You mentioned that your parents are responsible for getting you hooked on performing when you were only 3. A lot of the themes in this album have to do with family and care. What is the role that your family plays in your life & music making today?

My parents have always been so supportive of me as a performer, and as a writer. They place so much value on creators, which was a gift growing up.
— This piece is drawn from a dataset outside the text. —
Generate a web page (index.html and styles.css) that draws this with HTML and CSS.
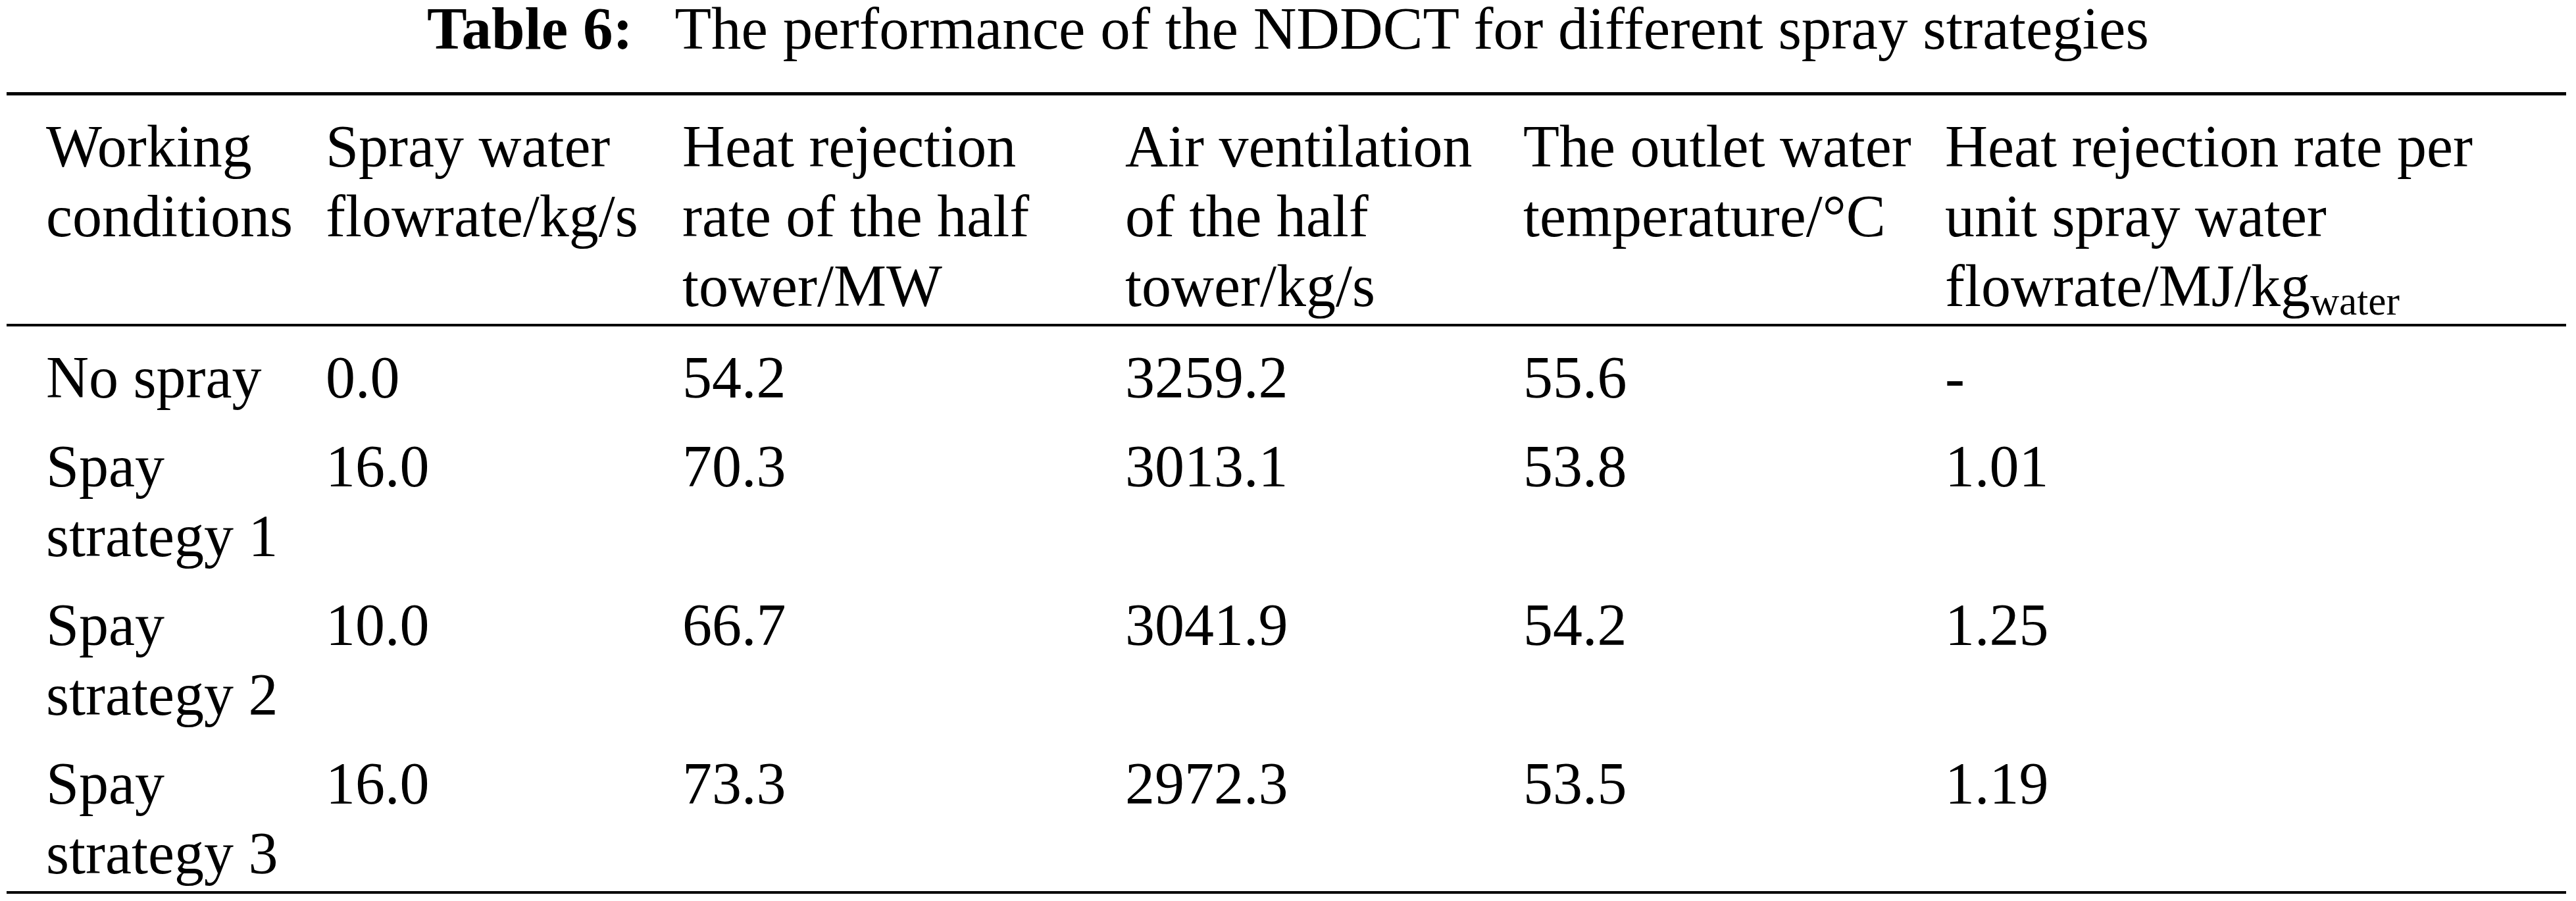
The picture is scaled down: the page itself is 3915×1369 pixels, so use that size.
FILE: index.html
```html
<!DOCTYPE html>
<html lang="en">
<head>
<meta charset="utf-8">
<title>Table 6</title>
<link rel="stylesheet" href="styles.css">
</head>
<body>
<div class="page">
  <p class="caption"><span class="label">Table 6:</span>The performance of the NDDCT for different spray strategies</p>
  <table class="data">
    <colgroup>
      <col class="c1"><col class="c2"><col class="c3"><col class="c4"><col class="c5"><col class="c6">
    </colgroup>
    <thead>
      <tr>
        <th>Working conditions</th>
        <th>Spray water flowrate/kg/s</th>
        <th>Heat rejection rate of the half tower/MW</th>
        <th>Air ventilation of the half tower/kg/s</th>
        <th>The outlet water temperature/°C</th>
        <th>Heat rejection rate per unit spray water flowrate/MJ/kg<span class="sub">water</span></th>
      </tr>
    </thead>
    <tbody>
      <tr>
        <td>No spray</td><td>0.0</td><td>54.2</td><td>3259.2</td><td>55.6</td><td>-</td>
      </tr>
      <tr>
        <td>Spay strategy 1</td><td>16.0</td><td>70.3</td><td>3013.1</td><td>53.8</td><td>1.01</td>
      </tr>
      <tr>
        <td>Spay strategy 2</td><td>10.0</td><td>66.7</td><td>3041.9</td><td>54.2</td><td>1.25</td>
      </tr>
      <tr class="last">
        <td>Spay strategy 3</td><td>16.0</td><td>73.3</td><td>2972.3</td><td>53.5</td><td>1.19</td>
      </tr>
    </tbody>
  </table>
</div>
</body>
</html>
```
FILE: styles.css
```css
html, body {
  margin: 0;
  padding: 0;
  background: #ffffff;
}

body {
  font-family: "Liberation Serif", "Times New Roman", serif;
  color: #000000;
}

.page {
  width: 3915px;
}

.caption {
  margin: 0;
  font-size: 91px;
  line-height: 88px;
  text-align: center;
}

.caption .label {
  font-weight: bold;
  margin-right: 0.7em;
}

.data {
  margin: 52px 0 0 10px;
  width: 3890px;
  table-layout: fixed;
  border-collapse: separate;
  border-spacing: 0;
  font-size: 90px;
  line-height: 106px;
}

.c1 { width: 485px; }
.c2 { width: 542px; }
.c3 { width: 673px; }
.c4 { width: 605px; }
.c5 { width: 641px; }
.c6 { width: 944px; }

.data th,
.data td {
  text-align: left;
  vertical-align: top;
  font-weight: normal;
  padding: 25px 30px 4px 0;
}

.data th:first-child,
.data td:first-child {
  padding-left: 60px;
}

.data thead th {
  border-top: 5px solid #000;
  border-bottom: 4px solid #000;
}

.data tr.last td {
  border-bottom: 4px solid #000;
}

.sub {
  font-size: 0.68em;
  vertical-align: -0.22em;
  line-height: 0;
}
```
Today, my sisters and I still sing together, and just recorded our third trio album in January, and my parents are always pushing me towards a more business-minded approach to my music, which is helpful because I’m usually just frowning over a notebook, not thinking about my website. 

What have you been listening to lately?
My friend Sen Morimoto droped a new album in May, and I have been loving his single “People Watching,” [ you can find it on spotify ] I have also been listening to Solange’s “A Seat at the Table” and this newly-released live Ella Fitzgerald recording, “Ella at Zardi’s,” which has changed my life!